The Wall Street Journal had an excellent article about the negative impact of high marginal tax rates yesterday. The article discussed misguided efforts by politicians in California, Connecticut, Delaware, Illinois, Minnesota, New Jersey, New York and Oregon to increase income tax rates on the highest earners within their respective borders. While politicians facing massive, spending-induced budget deficits are certainly eager to get their mitts on “excess” earnings of the “rich,” the track record of these politicians in doing so without destroying wealth is rather spotty.
As the authors point out:
From 1998 to 2007, more than 1,100 people every day including Sundays and holidays moved from the nine highest income-tax states such as California, New Jersey, New York and Ohio and relocated mostly to the nine tax-haven states with no income tax, including Florida, Nevada, New Hampshire and Texas. Over these same years the no-income tax states created 89% more jobs and had 32% faster personal income growth than their high-tax counterparts.
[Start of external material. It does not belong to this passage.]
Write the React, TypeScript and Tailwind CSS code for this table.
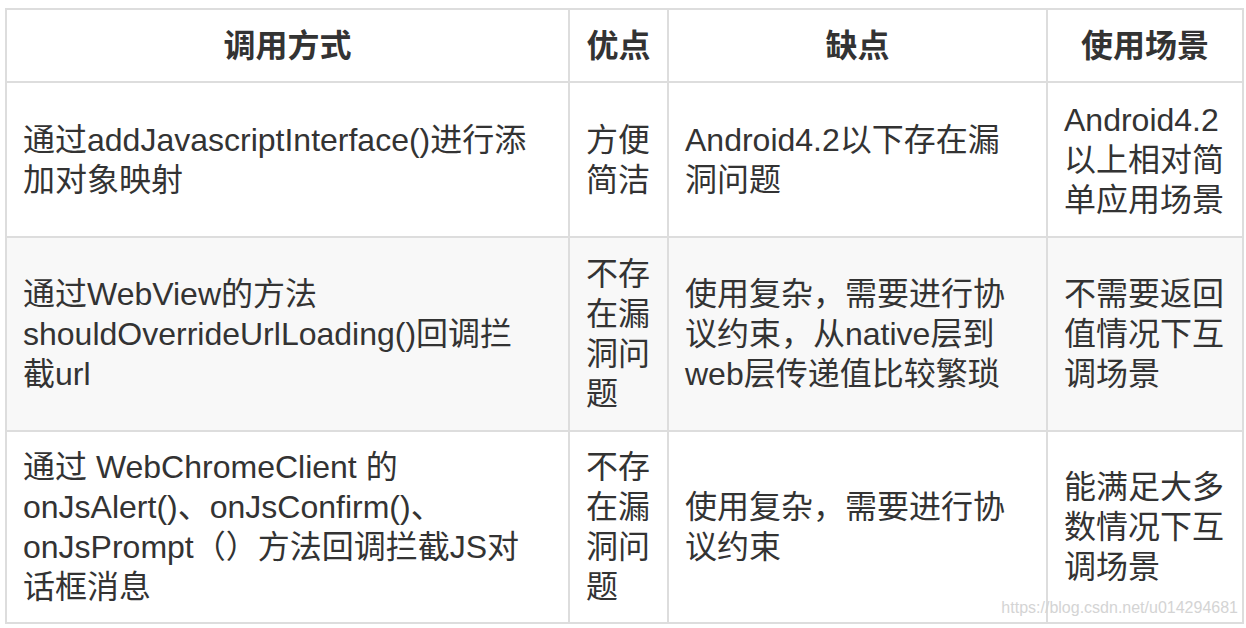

So, the truth is that the taxing and spending policies of America’s most poorly run and rapacious states are simply pushing productive activity to more fiscally-responsible states like Texas. In fact, the authors point out, “Texas created more new jobs in 2008 than all other 49 states combined.”
To the credit of New Mexico politicians, income taxes were not increased during the last legislative session although such a move was considered as part of the education tax hike effort that subsequently passed the House in another form. Despite his failings in other areas, Governor Richardson should be applauded for his role in reducing New Mexico’s top income tax rate from 8.2 to 4.9 percent.